The investment was for a tower block in Archway, north London where the £375 per week “studio apartments” can be found.
That’s a lot for a studio but don’t worry. Essential Living says: “Renting a studio doesn’t necessarily mean you don’t get a bedroom.
“Ours are designed to have a sense of privacy and division between the living room and bedroom” — which, I think, really does mean you don’t get a bedroom, but with a partial wall “to create the feel of a one-bed apartment” In the same way, Javid has created “the feel” of a housing policy, without actually creating a policy.
Javid said a sign of the “broken housing market“ included both “the first-time buyer who’s saving hard but won’t have enough for a deposit for almost a quarter of a century” and “the couple in the private rented sector handing half their combined income straight to their landlord.”
But that is what his government is funding with Essential Living.
The reason is this: Javid says the “root cause” of the broken housing market “is simple.”
“For far too long, we have not built enough houses.”
This is completely true.
But his policy has been to try to persuade private developers to build houses.
Unfortunately, developers can do perfectly well not building enough houses.
Short supply means a crisis with rising prices.
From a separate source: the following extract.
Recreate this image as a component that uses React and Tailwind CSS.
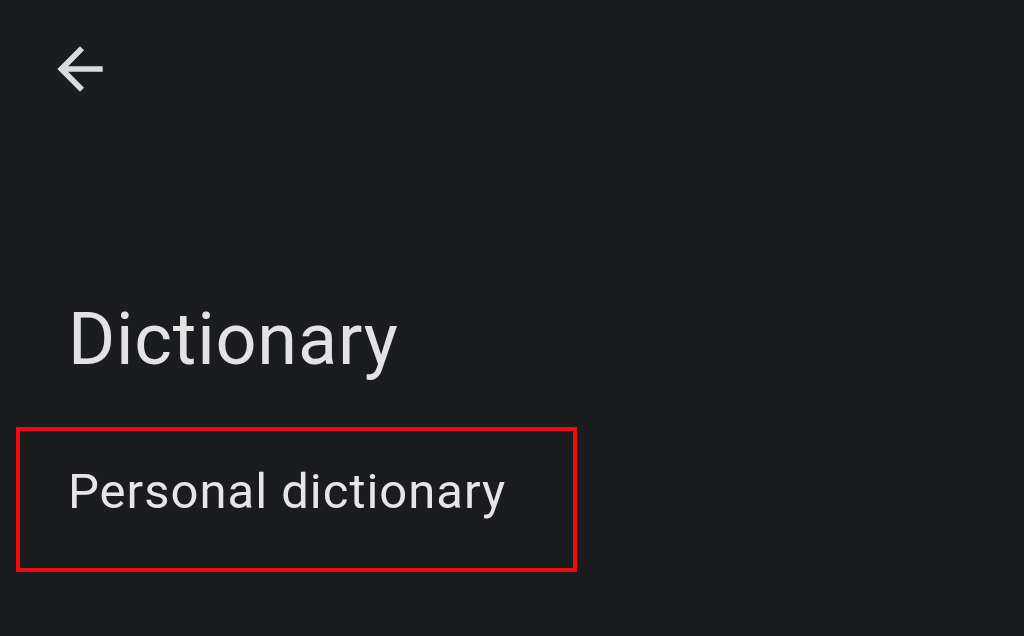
import React from 'react';

function BackArrow() {
  return (
    <svg viewBox="0 0 24 24" className="w-[68px] h-[68px]" fill="#d9dbde">
      <path d="M20 11H7.83l5.59-5.59L12 4l-8 8 8 8 1.41-1.41L7.83 13H20v-2z" />
    </svg>
  );
}

export default function App() {
  return (
    <div
      className="w-[1024px] h-[636px] bg-[#1b1c1f] flex flex-col overflow-hidden"
      style={{ fontFamily: 'Roboto, "Open Sans", sans-serif' }}
    >
      {/* top bar */}
      <div className="pl-[46px] pt-[35px]">
        <BackArrow />
      </div>

      <h1 className="mt-[201px] pl-[68px] text-[72px] leading-none tracking-[0.8px] text-[#e3e3e3] font-normal">
        Dictionary
      </h1>

      <div className="mt-[51px] ml-[16px] w-[561px] h-[145px] border-4 border-[#f00c0c] pl-[48px] pt-[36px]">
        <span className="block text-[49px] leading-none tracking-[1px] text-[#e6e6e6]">Personal dictionary</span>
      </div>
    </div>
  );
}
So they can just build fewer, more expensive homes.
As his white paper admits, developers might just leave land that is ready to be built on in a “land bank,” so they can cash in by building on it in the future, when we are desperate enough to pay their high prices.
With the failure of developers to build houses to buy, Javid now wants to try to persuade developers to build flats to rent instead.
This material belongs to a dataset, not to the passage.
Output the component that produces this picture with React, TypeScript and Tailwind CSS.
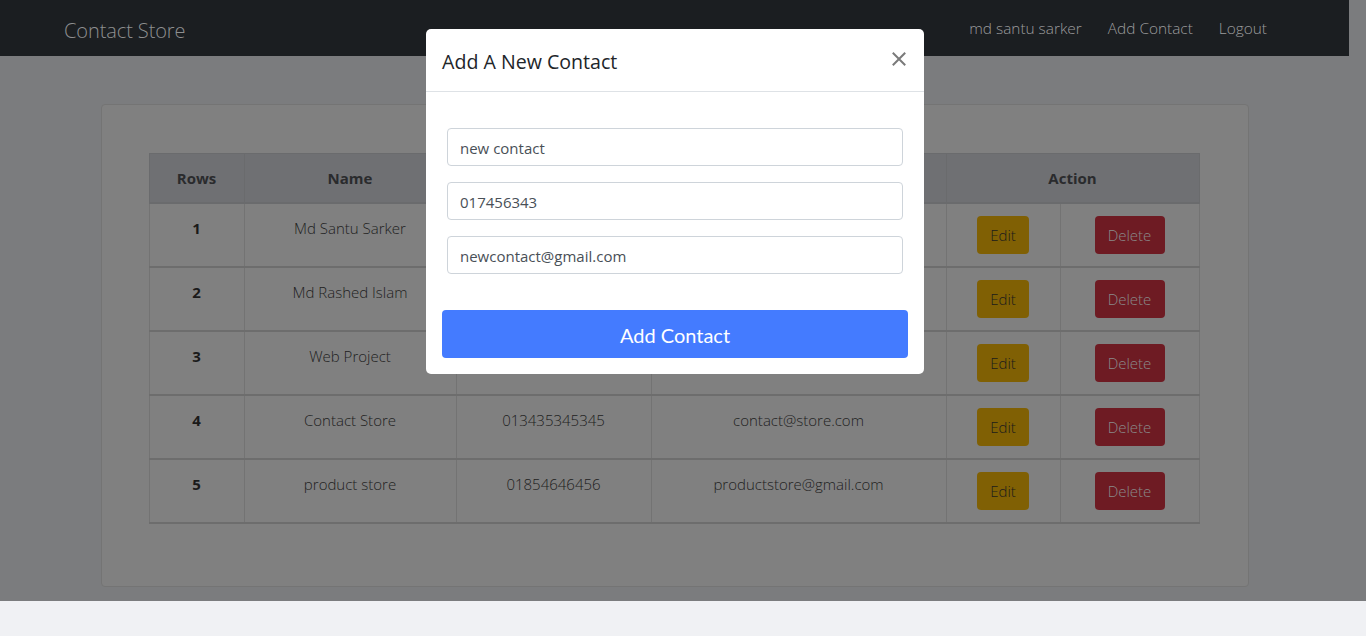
import React from "react";

const rows = [
  { n: 1, name: "Md Santu Sarker", phone: "", email: "" },
  { n: 2, name: "Md Rashed Islam", phone: "", email: "" },
  { n: 3, name: "Web Project", phone: "", email: "" },
  { n: 4, name: "Contact Store", phone: "013435345345", email: "contact@store.com" },
  { n: 5, name: "product store", phone: "01854646456", email: "productstore@gmail.com" },
];

const td =
  "align-top pt-3 pb-3 text-center border-x border-x-[#737373] border-b-2 border-b-[#6d6d6d]";

export default function App() {
  return (
    <div
      className="w-[1366px] h-[636px] overflow-hidden bg-[#f0f1f4] relative"
      style={{ fontFamily: '"Open Sans", "Noto Sans", sans-serif' }}
    >
      <div className="flex h-[601px] bg-[#7b7c7e]">
        <div className="w-[1349px] flex flex-col">
          <nav className="h-[56px] bg-[#1b1e21] flex items-center justify-between pl-16 pr-[82px]">
            <span className="text-[20px] text-[#8e8f90] font-light tracking-[-0.1px] pt-[5px]">Contact Store</span>
            <div className="flex items-center gap-[26px] text-[15.4px] font-light text-[#9b9c9d] pt-[1px]">
              <span>md santu sarker</span>
              <span>Add Contact</span>
              <span>Logout</span>
            </div>
          </nav>
          <div className="mx-auto mt-12 w-[1148px] h-[483px] bg-[#808080] border border-[#747474] rounded-[4px] pl-[47px] pr-12 pt-12">
            <table className="w-[1051px] border-collapse text-[15px] text-[#1e1e1e] font-light">
              <thead>
                <tr className="bg-[#6f7073]">
                  <th className="w-[95px] py-3 leading-6 font-bold text-[#2a2b2d] border border-[#6a6b6d] border-b-2">Rows</th>
                  <th className="w-[212px] py-3 leading-6 font-bold text-[#2a2b2d] border border-[#6a6b6d] border-b-2">Name</th>
                  <th className="w-[195px] py-3 leading-6 font-bold text-[#2a2b2d] border border-[#6a6b6d] border-b-2">Phone</th>
                  <th className="w-[295px] py-3 leading-6 font-bold text-[#2a2b2d] border border-[#6a6b6d] border-b-2">Email</th>
                  <th colSpan={2} className="py-3 leading-6 font-bold text-[#2a2b2d] border border-[#6a6b6d] border-b-2">Action</th>
                </tr>
              </thead>
              <tbody>
                {rows.map((r) => (
                  <tr key={r.n}>
                    <td className={td + " font-bold leading-6 text-[#1a1a1a]"}>{r.n}</td>
                    <td className={td + " leading-6"}>{r.name}</td>
                    <td className={td + " leading-6"}>{r.phone}</td>
                    <td className={td + " leading-6"}>{r.email}</td>
                    <td className={td + " w-[114px]"}>
                      <span className="inline-flex items-center justify-center w-[52px] h-[38px] rounded-[4px] bg-[#806004] text-[#1b1b1b] text-[15px] font-light">Edit</span>
                    </td>
                    <td className={td + " w-[139px]"}>
                      <span className="inline-flex items-center justify-center w-[70px] h-[38px] rounded-[4px] bg-[#6e1b23] text-[#8a8a8a] text-[15px] font-light">Delete</span>
                    </td>
                  </tr>
                ))}
              </tbody>
            </table>
          </div>
        </div>
        <div className="w-[17px] bg-[#7b7c7e]" />
      </div>

      <div className="absolute left-[426px] top-[29px] w-[498px] bg-white rounded-[5px] flex flex-col">
        <div className="h-[63px] border-b border-[#dee2e6] flex items-center justify-between pl-4 pr-[18px]">
          <h5 className="text-[19.6px] font-medium text-[#212529] pt-[4px]">Add A New Contact</h5>
          <svg width="14" height="14" viewBox="0 0 14 14" className="mt-[-2px]">
            <path d="M1.5 1.5 L12.5 12.5 M12.5 1.5 L1.5 12.5" stroke="#7a7a7a" strokeWidth="2" strokeLinecap="square" />
          </svg>
        </div>
        <div className="px-4 pt-9 pb-4 flex flex-col">
          <div className="px-[5px] flex flex-col gap-4">
            {["new contact", "017456343", "newcontact@gmail.com"].map((v) => (
              <div
                key={v}
                className="h-[38px] border border-[#ced4da] rounded-[4px] flex items-center px-[12px] pt-[2px] text-[15px] text-[#495057]"
              >
                {v}
              </div>
            ))}
          </div>
          <button
            className="mt-9 h-[48px] w-full rounded-[4px] bg-[#447bff] text-white text-[20px] pt-[2px]"
            style={{ fontFamily: 'Lato, "Open Sans", sans-serif' }}
          >
            Add Contact
          </button>
        </div>
      </div>
    </div>
  );
}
He said: “We will encourage institutional investment in the private rented sector” — meaning subsidising developers like Essential Living.
But again, we can see the simple truth, from a firm advised by his fellow Tory MP and a former housing minister.
Just as private developers charge too much to sell houses, so they charge too much to rent houses. Their priority is profit, not housing.
Javid thinks it is a regulatory failure — the green belt, planning law. But it is a market failure.
Something Javid — a fan of crackpot free-market fundamentalist Ayn Rand — can’t admit.
The thing that has changed isn’t regulation — it’s social housebuilding. Private housebuilding has always been a market failure in Britain.
Only social housebuilding — councils building houses — will work.
Only they will build enough houses at genuinely affordable rents.
For reasons best known to themselves, the Guardian and Mirror headlined their first reports of Javid’s white paper by announcing councils would be “told to build houses.”
But the white paper doesn’t have any real proposal to make this happen.
Instead, councils will be told to make it easier for developers to build houses.
So the housing market can continue to be dysfunctional, and continue to supply lucrative second jobs to Tory MPs.